Skip to content

Security: rauleli/tclembedding

Security

docs/SECURITY.md

Security Policy

Reporting Security Vulnerabilities

If you discover a security vulnerability in tclembedding, please DO NOT open a public GitHub issue.

Instead, please report it responsibly:

  1. GitHub Security Advisory: Use GitHub's private vulnerability reporting

  2. Email (if applicable):

    • Send details to: security@[your-domain] (when established)

Please include:

  • Description of the vulnerability
  • Steps to reproduce
  • Potential impact
  • Suggested fix (if any)

We will acknowledge receipt within 48 hours and work toward a fix promptly.

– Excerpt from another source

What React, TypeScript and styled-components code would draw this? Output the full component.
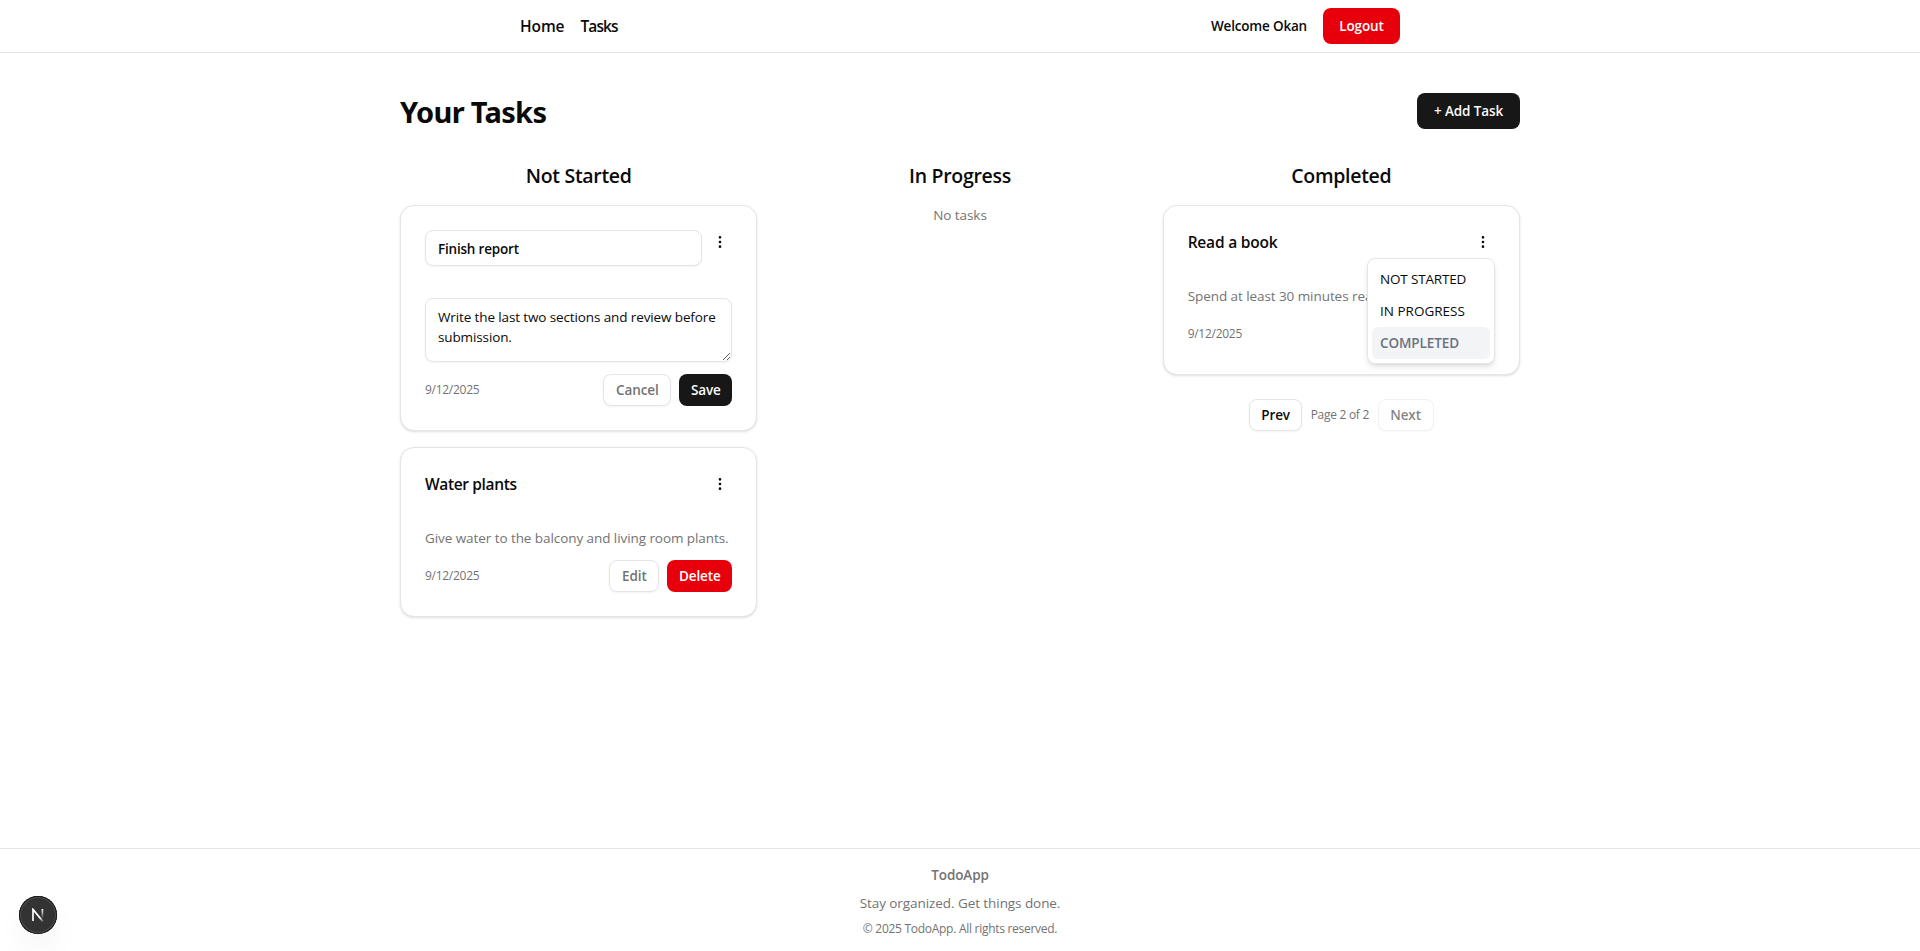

Security Best Practices for Users

Database Security

1. Create a Limited-Privilege User

Never use the root user for the application. Create a dedicated user:

-- Create user with limited privileges
CREATE USER 'embedding_app'@'localhost'
  IDENTIFIED BY 'strong_password_here';

-- Grant only necessary permissions
GRANT SELECT, INSERT, UPDATE ON rag.*
  TO 'embedding_app'@'localhost';

GRANT EXECUTE ON FUNCTION rag.cosine_similarity
  TO 'embedding_app'@'localhost';

FLUSH PRIVILEGES;

2. Secure Passwords

  • Use strong, randomly generated passwords (minimum 16 characters)
  • Include uppercase, lowercase, numbers, and special characters
  • Never reuse passwords
  • Rotate passwords regularly (every 90 days)

Password Generator:

# Generate strong password on Linux/macOS
openssl rand -base64 32

# Result example: k7xR9pL2mQ4vZ8wN5fG1jH6cB3tX2yU

3. Network Security

For local development:

MySQL accessible only on localhost

For remote deployments:

1. Use VPN or SSH tunnel for database access
2. Configure firewall to restrict port 3306
3. Use SSL/TLS for all remote connections

Example: SSH Tunnel to Remote MySQL

ssh -L 3306:db-server:3306 user@bastion-host
# Then connect to localhost:3306 as if it were remote MySQL

4. Enable MySQL Access Logging

-- Enable general query log (MySQL 5.7.2+)
SET GLOBAL general_log = 'ON';
SET GLOBAL log_output = 'TABLE';

-- Monitor for suspicious queries
SELECT * FROM mysql.general_log
WHERE event_time > DATE_SUB(NOW(), INTERVAL 1 HOUR)
  AND command_type != 'Sleep';

-- Disable logging when done
SET GLOBAL general_log = 'OFF';

Environment Configuration

1. Use .env Files (Never Commit!)

Create .env file (NOT in git):

DB_HOST=localhost
DB_USER=embedding_app
DB_PASSWORD=your_strong_password
DB_NAME=rag

Load in your Tcl scripts:

# Load environment file
if {[file exists .env]} {
    source .env
}

# Use variables
set db [mysql::connect \
    -host $DB_HOST \
    -user $DB_USER \
    -password $DB_PASSWORD \
    -db $DB_NAME]

Ensure .env is in .gitignore:

.env
.env.local
.env.*.local

2. Use Environment Variables (Production)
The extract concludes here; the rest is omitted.